A Happy Man (Le Bonheur de Pierre) is a 2009 Canadian-French comedy-drama directed by Robert Ménard.
It was entered into several film festivals including the Rhode Island International Film Festival. Moreover, it was chosen Best Foreign Film at the New York Independent Film Festival in 2009.
The film is also known as A Happy Man.

==Plot==
French professor Pierre Martin is a widower who lives with his single daughter Catherine. When his aunt Jeanne dies she bequeathers him her guest house in Canada on condition he lives there for a minimum of time. He loves to comply because he has fond childhood memories of this place. In order to make his daughter Catherine accompany him he tells her a great deal of money was also part of Jeanne's heritage. So both of them hurry to the rural little town Sainte Simone du Nord in Canada.
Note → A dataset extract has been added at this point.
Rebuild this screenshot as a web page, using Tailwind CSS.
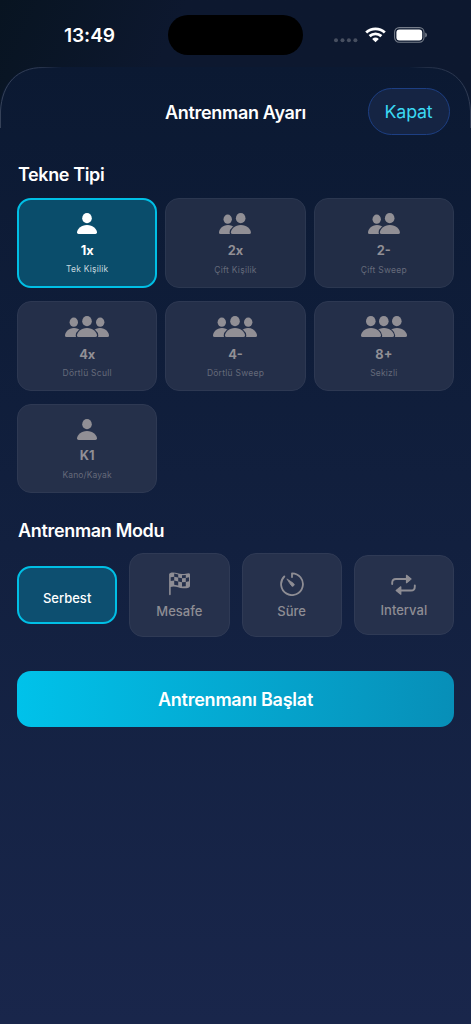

The mayor Michel Dolbec knows Jeanne's house will become property of their community if the two Martins don't hold out long enough. He sabotages them several times but they stay. Eventually Pierre Martin and Michel Dolbec become friends after all.

==Reception==
The film received mixed reviews. It was praised as a "touching politically incorrect comedy". Yet its narrativity been blamed for a lack of rigour.
 The film has a user rating of 5.2 due to mixed critic reviews on IMDb.

==DVD release==
A NTSC version of Le Bonheur de Pierre has been released on DVD in winter 2009.